While previous researchers had argued that Cloudina were reef builders, Maloof and Mehra were able to use their 3-D reconstruction of the creatures' delicate tube-like structures to conclude that the fossils had been transported from other areas, suggesting that Cloudina played only a minor role in the earliest reef systems. Their work appears in the current issue of the Proceedings of the National Academy of Sciences.

"I thought going in we would learn all sorts about this amazing first biomineralizer and first reef builder, but Cloudina turned out to be more like a reef dweller," said Maloof, an associate professor of geosciences. He has now turned his focus to the next-oldest potential reef builder, a sponge called Archaeocyathid that lived about 520 million years ago.
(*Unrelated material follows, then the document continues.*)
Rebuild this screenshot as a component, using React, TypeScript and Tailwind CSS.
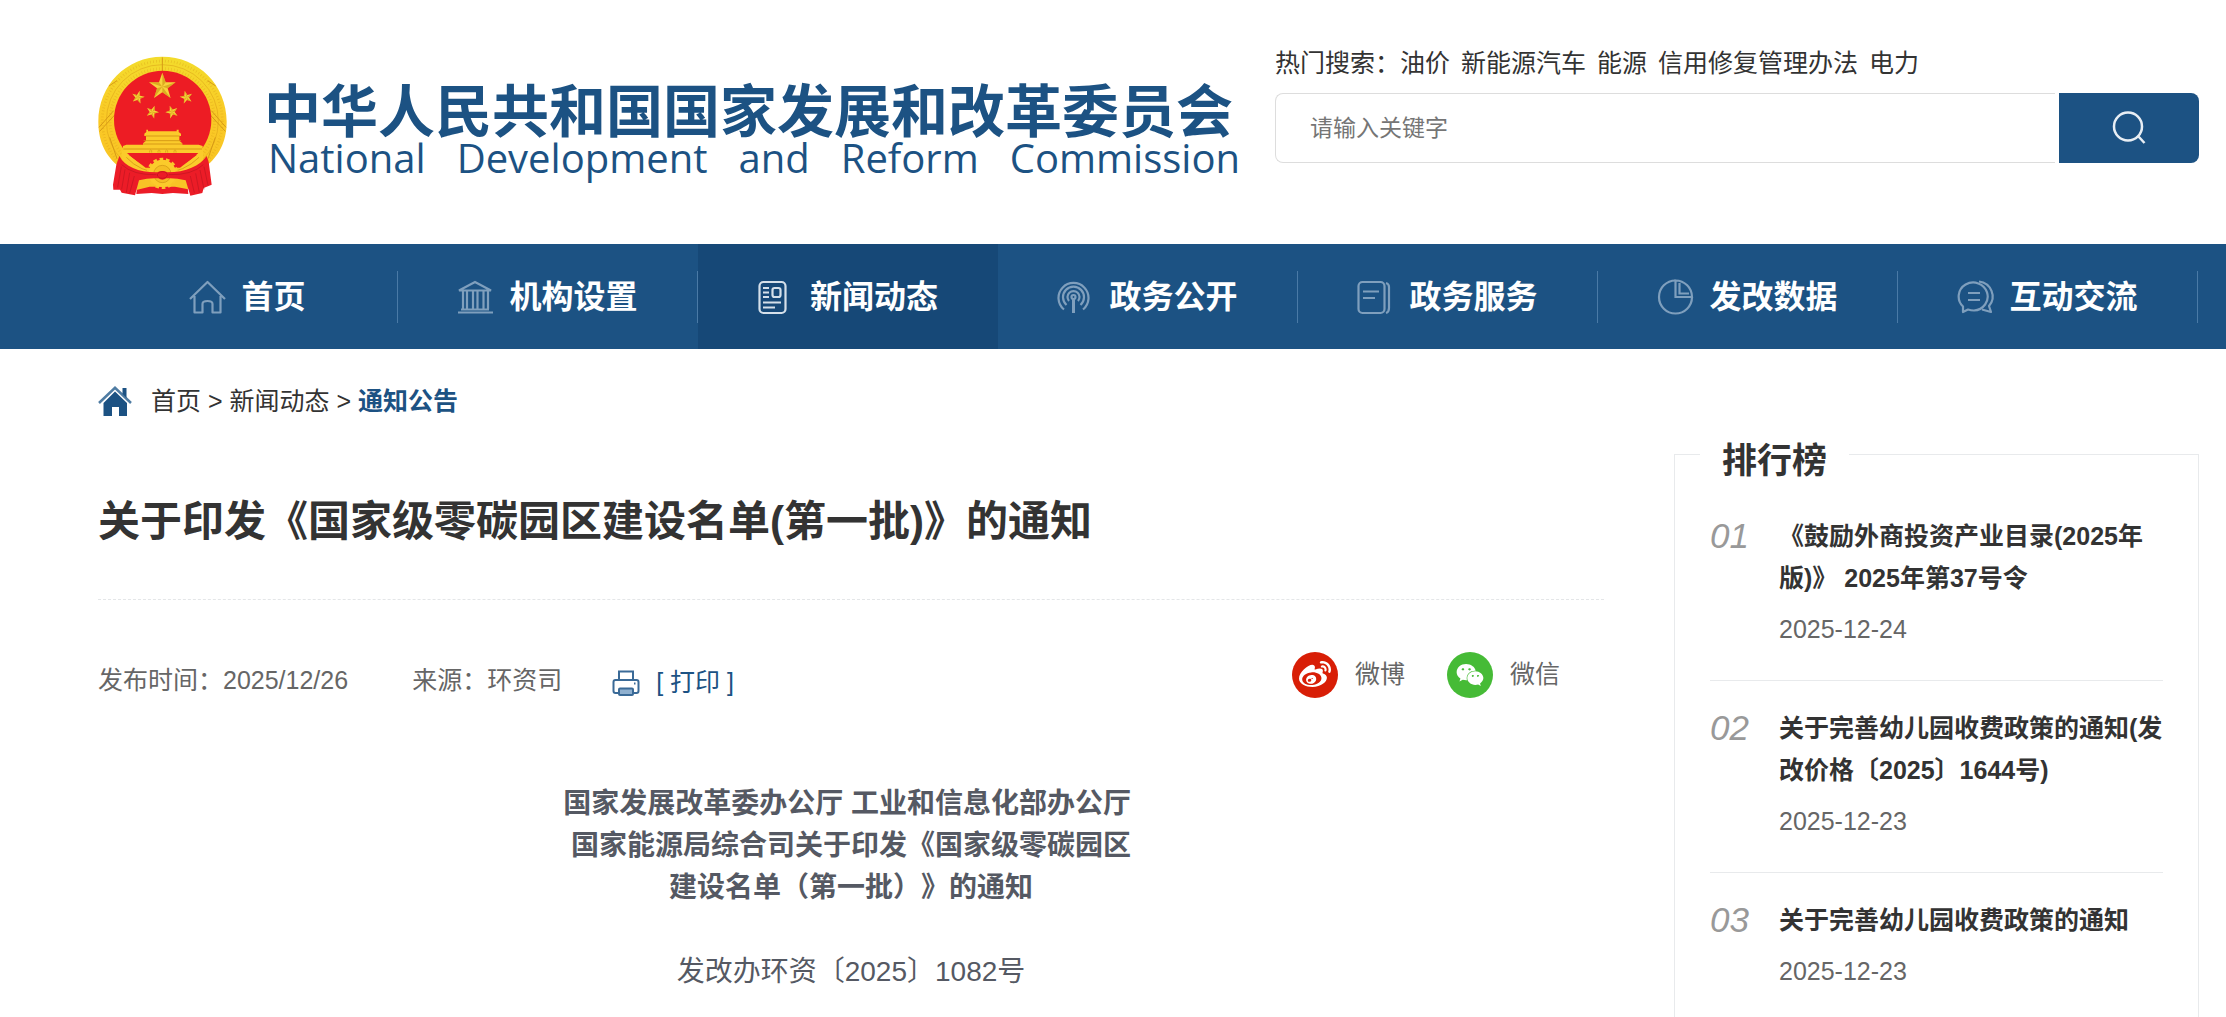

Cloudina had proven resistant to detailed study because its delicate casing is too fragile to extract physically from the surrounding limestone, and it could not be imaged remotely with traditional X-ray tomography techniques, which require density differences between the object of interest and the surrounding material. Because Cloudina is chemically identical to limestone, the fossils were effectively invisible to X-rays.

Meet GIRI

Almost five years ago, Maloof a nd Situ Studio collaborator Brad Samuels assembled the technology to create what he now calls "flipbooks," digital renderings that move through more than a thousand wafer-thin slices through a rock. Known as "GIRI" or "the grinder," the Princeton Grinding Imaging and Reconstruction Instrument is an answer to geologists' long-standing desire to know what rocks look like on the inside.

Geologists solve fossil mystery by creating 3-D 'virtual tour' through rock
Princeton University geoscientist Adam Maloof has spent five years perfecting a combination grinder and imaging system
that can create a three-dimensional 'virtual tour' through the inside of any solid object, from rocks to batteries. Here,
a diamond wheel grinds a sample in the Princeton Grinding Imaging and Reconstruction Instrument (GIRI) in the
Grinder Lab behind Guyot Hall, Princeton University [Credit: Adam Maloof and Akshay Mehra,
Princeton University Department of Geosciences]
"Forever -- since Darwin -- people have tried to figure out how fossils look in 3-D, when they're embedded in rock and it's hard to get them out," Maloof said. "People did serial sections just like this way back then -- but perhaps not at this scale -- where they would grind away a little rock, draw it, grind a little more, draw it. ... It can be incredibly time-consuming."

Enter GIRI, which can cut slices as thin as a few microns (less than 1 percent of a millimeter) and can run 24 hours a day for weeks on end. As each slice takes about 90 seconds to cut and image, researchers have to choose between speed and scale. Most of the specimens Maloof and Mehra have imaged are cut into 30-micron slices, about a third the thickness of a human hair. A typical inch-thick, 1,500-slice sample takes about a day and a half to grind and image; during this time, the operator needs to replace machine fluids and clean the wipers (which clear the surface after each cut) only once.

"The process is destructive," Maloof said. "Dinosaur bones, lunar samples -- there are certain specimens that people are less likely to give us. It hasn't really stopped us, because most samples are not precious. Cloudina, there are zillions of them -- we could never grind them all."

GIRI can produce a 3-D rendering of any solid object, whether or not it has the density differences needed for effective X-ray computed microtomography (usually known as X-ray CT or Micro CT). In addition, because you're taking a super-high-resolution photograph with every slice, you're always seeing the rock itself, not just the density model that remote sensing can provide.

"It's destructive of course, that's the disadvantage, but what's so nice is that you get to see photographs and make direct observations," Maloof. "That's what's been so life-changing to me: I love that it's not a model. You can just see it. On any given slice, if you find something great, you can just find the slice and say, 'What did it look like?' ...We're on a virtual tour inside, rather than looking at waveforms and trying to interpret them."